EXERCISE DIRECTIONS –
Bring together all lines of the material below that contain the string "styles".

··········

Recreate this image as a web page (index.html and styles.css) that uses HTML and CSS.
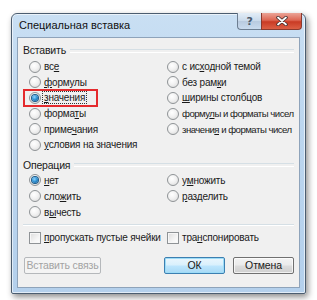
FILE: index.html
```html
<!DOCTYPE html>
<html lang="ru">
<head>
<meta charset="utf-8">
<title>Специальная вставка</title>
<link rel="stylesheet" href="styles.css">
</head>
<body>
<div class="window">
  <div class="titlebar">
    <span class="title">Специальная вставка</span>
    <div class="caption-buttons">
      <div class="cap-btn help">?</div>
      <div class="cap-btn close">
        <svg width="12" height="10" viewBox="0 0 12 10"><path d="M2 1.5 L10 8.5 M10 1.5 L2 8.5" stroke="#3b2a2a" stroke-width="3.4" stroke-linecap="round"/><path d="M2 1.5 L10 8.5 M10 1.5 L2 8.5" stroke="#ffffff" stroke-width="1.8" stroke-linecap="round"/></svg>
      </div>
    </div>
  </div>
  <div class="client">
    <div class="group-label"><span>Вставить</span></div>
    <div class="radio-grid rows6">
      <label class="opt"><span class="radio"></span><span>вс<u>е</u></span></label>
      <label class="opt"><span class="radio"></span><span>с ис<u>х</u>одной темой</span></label>
      <label class="opt"><span class="radio"></span><span><u>ф</u>ормулы</span></label>
      <label class="opt"><span class="radio"></span><span>без рам<u>к</u>и</span></label>
      <label class="opt marked"><span class="radio checked"></span><span class="focus"><u>з</u>начения</span><span class="highlight"></span></label>
      <label class="opt"><span class="radio"></span><span><u>ш</u>ирины столбцов</span></label>
      <label class="opt"><span class="radio"></span><span>форма<u>т</u>ы</span></label>
      <label class="opt"><span class="radio"></span><span class="tight">форму<u>л</u>ы и форматы чисел</span></label>
      <label class="opt"><span class="radio"></span><span>приме<u>ч</u>ания</span></label>
      <label class="opt"><span class="radio"></span><span class="tight">значени<u>я</u> и форматы чисел</span></label>
      <label class="opt"><span class="radio"></span><span><u>у</u>словия на значения</span></label>
      <span></span>
    </div>
    <div class="group-label op"><span>Операция</span></div>
    <div class="radio-grid rows3">
      <label class="opt"><span class="radio checked"></span><span><u>н</u>ет</span></label>
      <label class="opt"><span class="radio"></span><span>у<u>м</u>ножить</span></label>
      <label class="opt"><span class="radio"></span><span>сло<u>ж</u>ить</span></label>
      <label class="opt"><span class="radio"></span><span><u>р</u>азделить</span></label>
      <label class="opt"><span class="radio"></span><span>в<u>ы</u>честь</span></label>
      <span></span>
    </div>
    <div class="separator"></div>
    <div class="radio-grid rows1 checks">
      <label class="opt"><span class="check"></span><span><u>п</u>ропускать пустые ячейки</span></label>
      <label class="opt"><span class="check"></span><span>тра<u>н</u>спонировать</span></label>
    </div>
    <div class="buttons">
      <button class="btn disabled">Вставить связь</button>
      <div class="btn-pair">
        <button class="btn default">ОК</button>
        <button class="btn">Отмена</button>
      </div>
    </div>
  </div>
</div>
</body>
</html>
```
FILE: styles.css
```css
* { box-sizing: border-box; }
html, body { margin: 0; padding: 0; background: #ffffff; }
body {
  font-family: "Liberation Sans", Arial, sans-serif;
  font-size: 10px;
  letter-spacing: -0.2px;
  color: #1a1a1a;
  width: 317px;
  height: 300px;
  overflow: hidden;
}
u { text-decoration: underline; text-underline-offset: 1px; }

.window {
  margin: 13px 0 0 11px;
  width: 295px;
  height: 281px;
  border: 1px solid #4b5d70;
  border-radius: 6px 6px 2px 2px;
  background: linear-gradient(180deg, #c9dff3 0%, #bcd6ef 40%, #b4d0ec 100%);
  box-shadow: 2px 3px 6px rgba(0,0,0,0.45), inset 0 0 0 1px rgba(255,255,255,0.6);
  display: flex;
  flex-direction: column;
}

.titlebar {
  height: 23px;
  display: flex;
  align-items: flex-start;
  justify-content: space-between;
  padding-left: 7px;
}
.title {
  font-size: 11px;
  letter-spacing: 0;
  color: #111;
  margin-top: 5px;
}
.caption-buttons {
  display: flex;
  margin-right: 3px;
  margin-top: -1px;
}
.cap-btn {
  height: 17px;
  display: flex;
  align-items: center;
  justify-content: center;
  border: 1px solid #6d7e91;
  border-top: none;
}
.help {
  width: 24px;
  border-radius: 0 0 0 4px;
  border-right: none;
  background: linear-gradient(180deg, #e3edf7 0%, #c9d9ea 50%, #b8cadf 51%, #c9dbee 100%);
  color: #4b5a6a;
  font-weight: bold;
  font-size: 11px;
  font-family: "DejaVu Sans", sans-serif;
}
.close {
  width: 41px;
  border-radius: 0 0 4px 0;
  border-color: #8a3a2e;
  background: linear-gradient(180deg, #eba497 0%, #dd6652 45%, #c93b25 55%, #dc5f44 100%);
}

.client {
  flex: 1;
  margin: 0 5px 5px 5px;
  background: #f0f0f0;
  border: 1px solid #8ea3ba;
  padding: 5px 5px 0 5px;
  display: flex;
  flex-direction: column;
}

.group-label {
  display: flex;
  align-items: center;
  height: 14px;
  gap: 4px;
  font-size: 10.5px;
}
.group-label::after {
  content: "";
  flex: 1;
  height: 2px;
  border-top: 1px solid #d5dfe5;
  border-bottom: 1px solid #ffffff;
  margin-top: 1px;
}
.group-label.op { margin-top: 5px; }

.radio-grid {
  display: grid;
  grid-template-columns: 138px 1fr;
  padding-left: 6px;
  margin-top: 2px;
}
.rows6 { grid-template-rows: repeat(6, 15.6px); }
.rows3 { grid-template-rows: repeat(3, 15.8px); margin-top: 1px; }
.rows1 { grid-template-rows: 16px; }

.opt {
  display: flex;
  align-items: center;
  gap: 3px;
  white-space: nowrap;
  position: relative;
}
.tight {
  font-size: 9.6px;
  letter-spacing: -0.5px;
}

.radio {
  width: 12px;
  height: 12px;
  border-radius: 50%;
  border: 1px solid #8f9396;
  background: radial-gradient(circle at 40% 35%, #ffffff 0%, #f2f2f2 45%, #d6d6d6 100%);
  display: flex;
  align-items: center;
  justify-content: center;
  flex: none;
}
.radio.checked::after {
  content: "";
  width: 6px;
  height: 6px;
  border-radius: 50%;
  background: radial-gradient(circle at 40% 35%, #8fd4ff 0%, #2c8fd1 50%, #0d4f86 100%);
  box-shadow: 0 0 0 1px #1b5a8a;
}

.check {
  width: 12px;
  height: 12px;
  border: 1px solid #8f9396;
  background: linear-gradient(135deg, #dcdcdc 0%, #f4f4f4 60%, #ffffff 100%);
  box-shadow: inset 0 0 0 1px #f7f7f7;
  flex: none;
}

.focus {
  outline: 1px dotted #333;
  outline-offset: 0;
  padding: 0 1px;
  margin-left: -1px;
}

.highlight {
  position: absolute;
  left: -6px;
  top: -1px;
  width: 75px;
  height: 18px;
  border: 2px solid #e42a2d;
  pointer-events: none;
}

.separator {
  margin-top: 4px;
  height: 2px;
  border-top: 1px solid #d5dfe5;
  border-bottom: 1px solid #ffffff;
}
.checks { margin-top: 4px; }

.buttons {
  margin-top: 11px;
  display: flex;
  justify-content: space-between;
  padding-left: 1px;
}
.btn-pair { display: flex; gap: 8px; }
.btn {
  font-family: inherit;
  font-size: 10.5px;
  letter-spacing: -0.15px;
  white-space: nowrap;
  height: 17px;
  padding: 0;
  width: 61px;
  border: 1px solid #707070;
  border-radius: 2px;
  background: linear-gradient(180deg, #f3f3f3 0%, #ebebeb 48%, #dddddd 52%, #cfcfcf 100%);
  color: #1a1a1a;
  box-shadow: inset 0 0 0 1px rgba(255,255,255,0.7);
}
.btn.default {
  border-color: #3c7fb1;
  box-shadow: inset 0 0 0 1px #9ddcf7;
  background: linear-gradient(180deg, #eaf6fd 0%, #d9f0fc 48%, #bee6fd 52%, #a7d9f5 100%);
}
.btn.disabled {
  width: 77px;
  border-color: #b5b8bb;
  background: #f4f4f4;
  color: #a3a3a3;
  box-shadow: none;
}
```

··········

CORRECT OUTPUT –
Recreate this image as a web page (index.html and styles.css) that uses HTML and CSS.
<link rel="stylesheet" href="styles.css">
FILE: styles.css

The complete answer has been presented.